Beberapa intensifikasi tersebut berupa bantuan pupuk, herbisida, fungisida, dan bantuan asam semut yang selama ini membebani masyarakat.

Upaya penguatan UPPB tersebut, tambah dia, tujuanya untuk meningkatkan mutu dan harga jual bokar serta penguatan kelembagaannya.

Menurut dia, di Kalsel selama ini telah terbentuk 109 UPPB. Dari jumlah tersebut, 46 UPPB telah bermitra dengan pabrik "crumb rubber", sehingga mendapatkan harga lebih baik.

Harga karet di tingkat petani masih cukup rendah dibandingkan harga karet di UPPB. Hal itu dikarenakan masih banyak petani karet yang belum bermitra dengan pabrikan, serta pengolahan bokar yang masih belum sesuai prosedur seperti belum menggunakan pembeku yang dianjurkan.
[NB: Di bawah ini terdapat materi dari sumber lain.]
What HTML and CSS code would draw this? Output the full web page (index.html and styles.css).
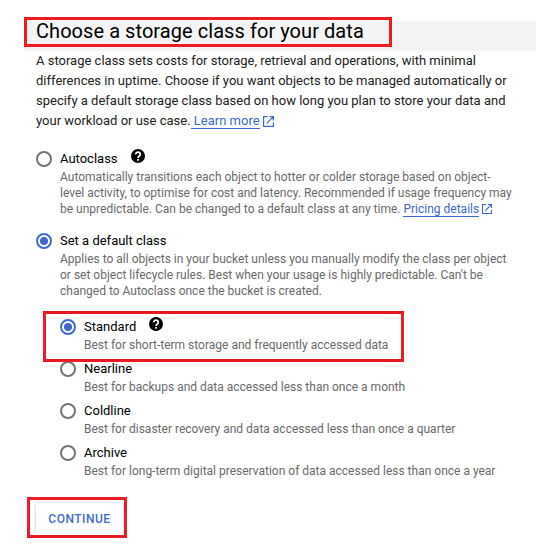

Keuntungan dengan bergabungnya petani karet di UPPB adalah selisih harga yang jauh lebih tinggi dibandingkan dengan petani karet yang menjual langsung ke pengepul.

"Selain itu, selisih harga yang bisa didapat petani mencapai Rp3.000-Rp4.000, untuk itu kami meminta para pekebun untuk bisa bermitra ke UPBB," katanya.

Menurut Suparmi, selain intensifikasi, pemerintah juga akan melakukan peremajaan karet seluas 1.600 hektare. Luasan peremajaan tersebut meningkat, jika dibandingkan tahun 2018 yang hanya 680 hektare dan 2017 menjadi 1.500 hektare.

Luas areal tanaman karet mencapai 270.345 hektare dengan produksi per tahun sebesar 197.699 ton karet kering.

Pabrik pengolahan karet yang ada di Kalsel sebanyak 12 unit dengan kapasitas terpasang 274.900 ton per tahun, terdiri dari pabrik "crumb rubber" 10 unit dengan produksi SIR10 dan SIR20, serta pabrik RSS sebanyak dua unit.